### [Set task]
Lift every line from the entries that includes the word "with".

### [Listed entries]
◆ ◆ ◆ ◆ ◆

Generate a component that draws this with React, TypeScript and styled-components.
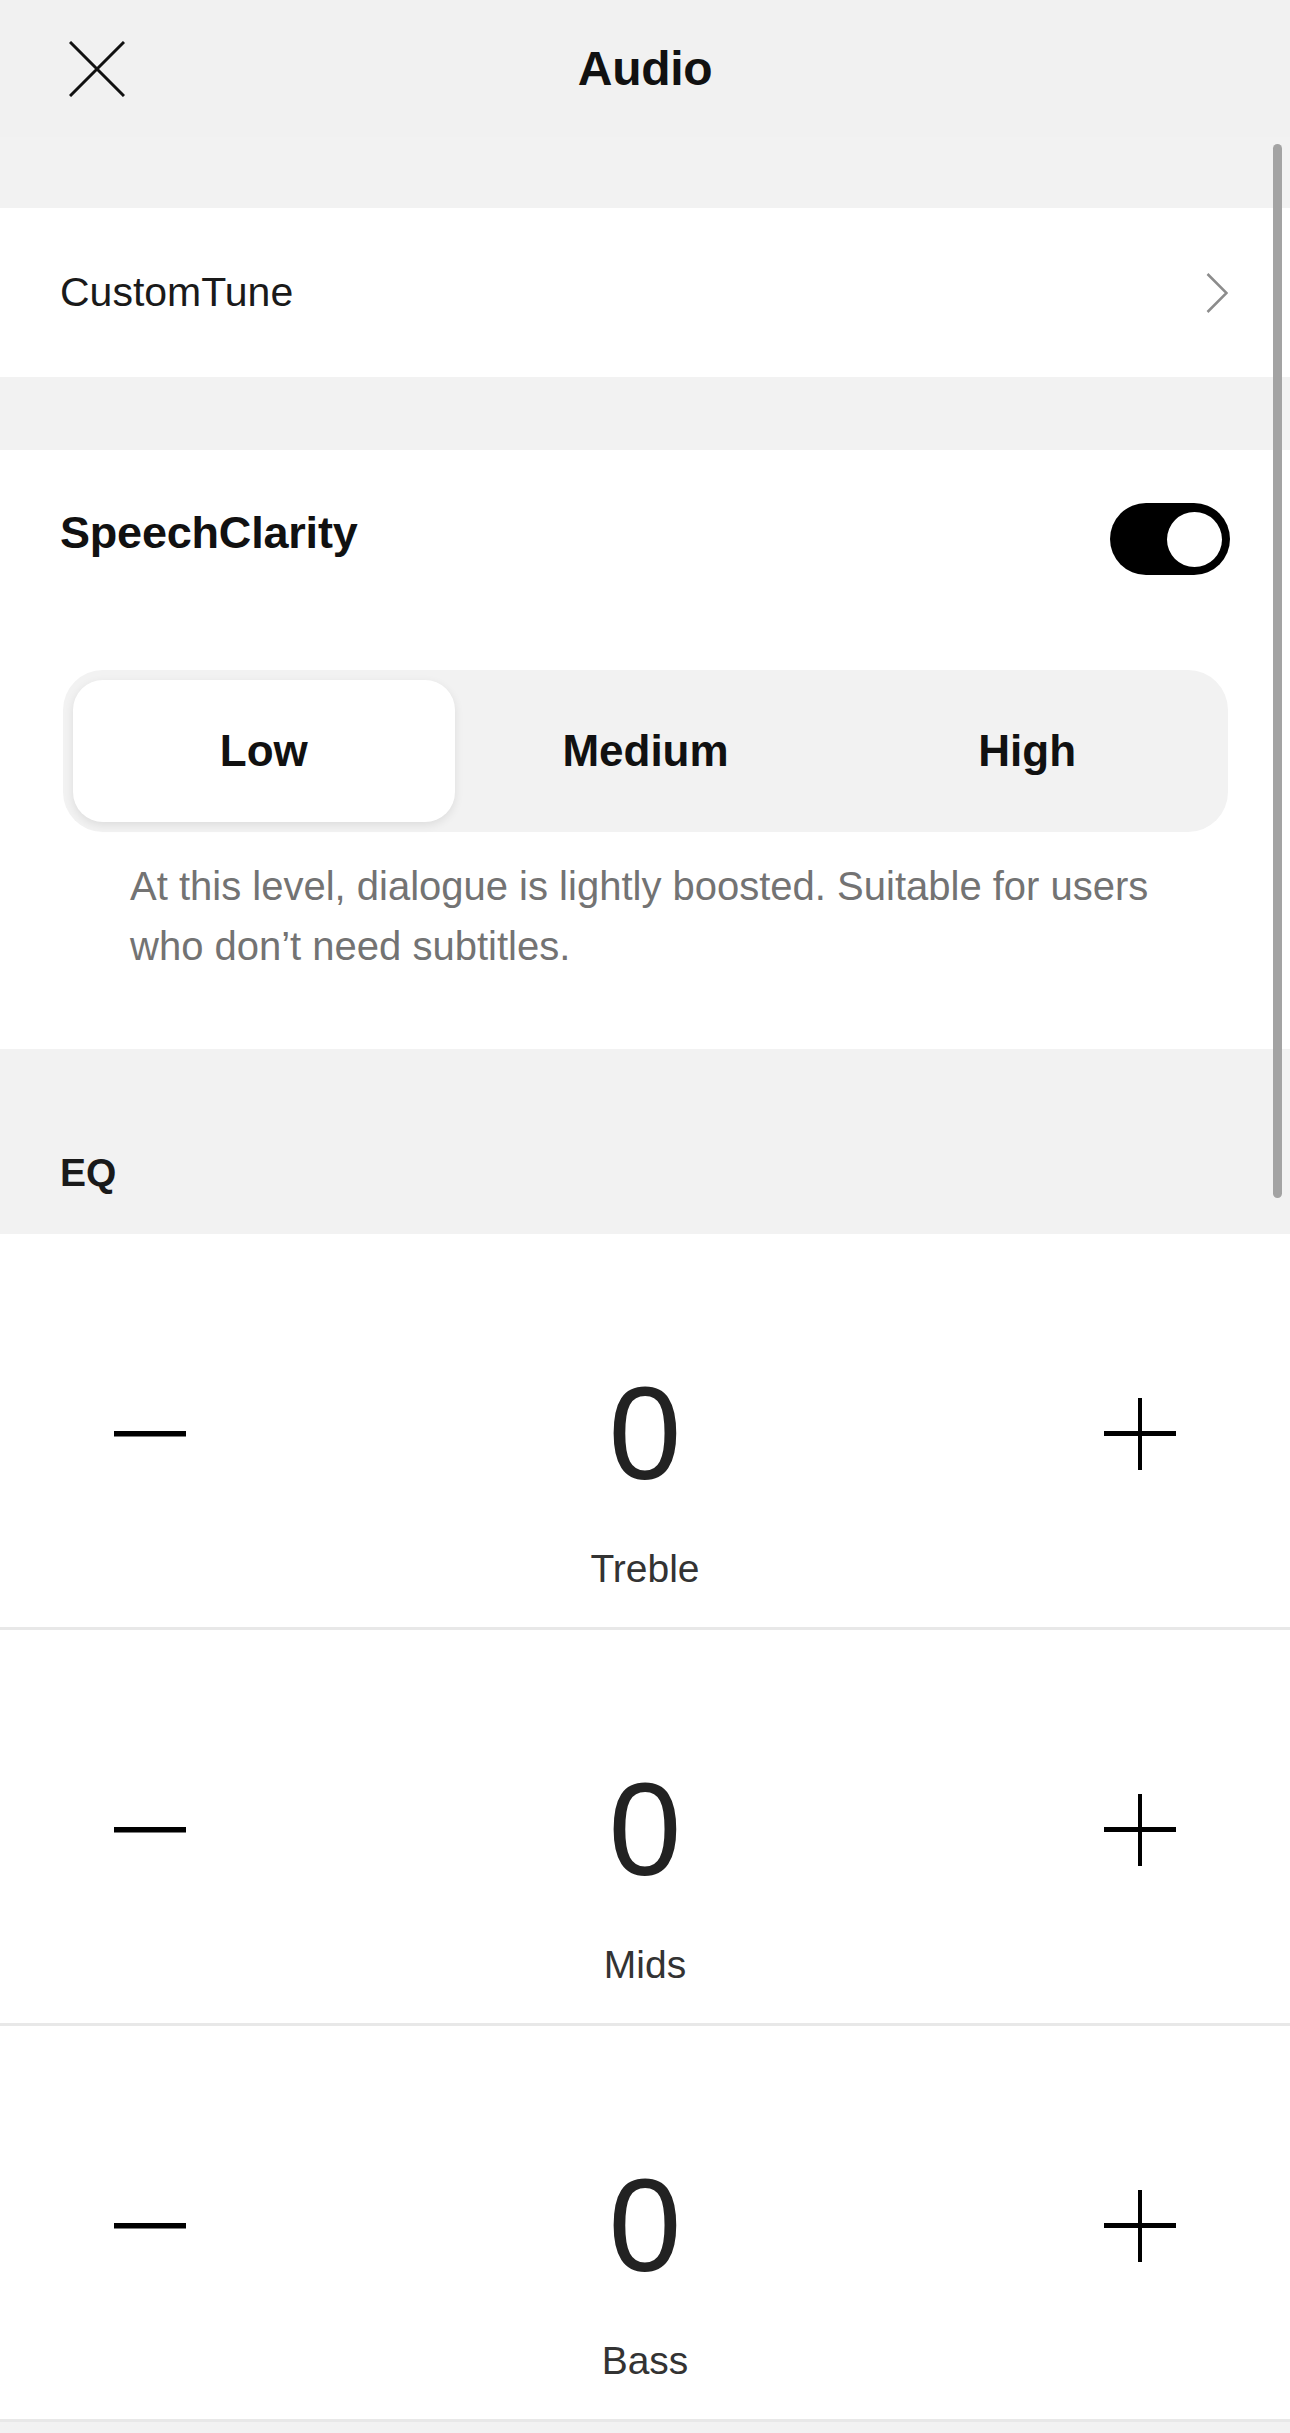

◆ ◆ ◆ ◆ ◆

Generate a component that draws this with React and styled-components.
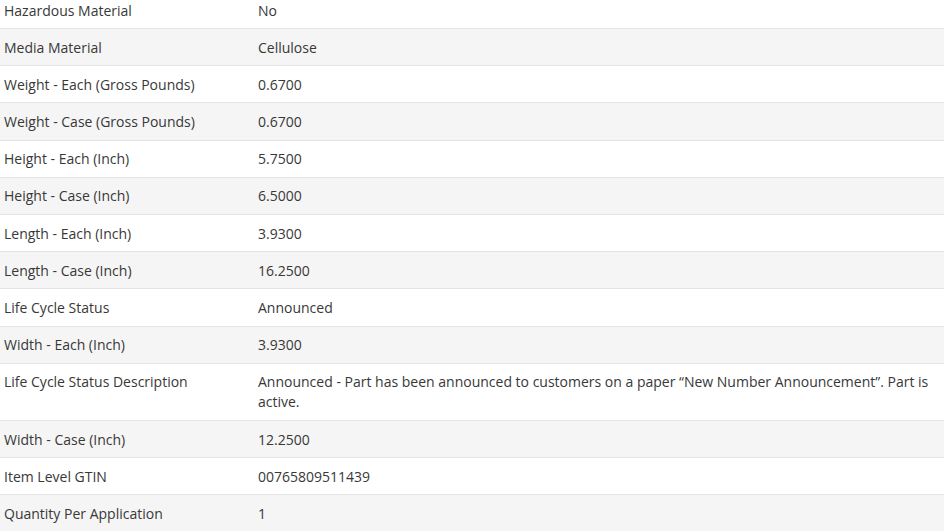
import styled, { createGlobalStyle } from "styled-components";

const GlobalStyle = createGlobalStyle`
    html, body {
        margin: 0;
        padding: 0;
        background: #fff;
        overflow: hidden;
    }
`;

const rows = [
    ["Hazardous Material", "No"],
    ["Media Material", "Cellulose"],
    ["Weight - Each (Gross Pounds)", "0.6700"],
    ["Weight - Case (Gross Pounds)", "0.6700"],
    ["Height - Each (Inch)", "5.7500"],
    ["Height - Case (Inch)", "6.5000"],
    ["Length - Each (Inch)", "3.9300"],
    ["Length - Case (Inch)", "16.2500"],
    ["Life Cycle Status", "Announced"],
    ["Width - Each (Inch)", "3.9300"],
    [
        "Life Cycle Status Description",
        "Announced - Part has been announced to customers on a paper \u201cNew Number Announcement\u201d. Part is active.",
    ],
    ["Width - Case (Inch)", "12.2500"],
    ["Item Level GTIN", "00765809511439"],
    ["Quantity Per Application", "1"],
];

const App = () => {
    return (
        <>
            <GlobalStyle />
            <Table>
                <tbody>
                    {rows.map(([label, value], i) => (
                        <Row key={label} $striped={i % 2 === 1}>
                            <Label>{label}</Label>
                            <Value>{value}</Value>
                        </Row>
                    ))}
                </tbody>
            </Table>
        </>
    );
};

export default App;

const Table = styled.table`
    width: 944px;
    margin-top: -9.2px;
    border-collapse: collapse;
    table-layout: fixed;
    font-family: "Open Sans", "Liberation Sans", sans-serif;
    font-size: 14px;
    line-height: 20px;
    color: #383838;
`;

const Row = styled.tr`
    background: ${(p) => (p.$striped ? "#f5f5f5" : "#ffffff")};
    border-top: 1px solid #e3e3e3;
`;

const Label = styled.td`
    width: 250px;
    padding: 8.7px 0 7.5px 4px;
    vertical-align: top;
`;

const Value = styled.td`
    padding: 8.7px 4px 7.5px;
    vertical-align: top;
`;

◆ ◆ ◆ ◆ ◆

### [Right answer]
Generate a component that draws this with React, TypeScript and styled-components.
Generate a component that draws this with React and styled-components.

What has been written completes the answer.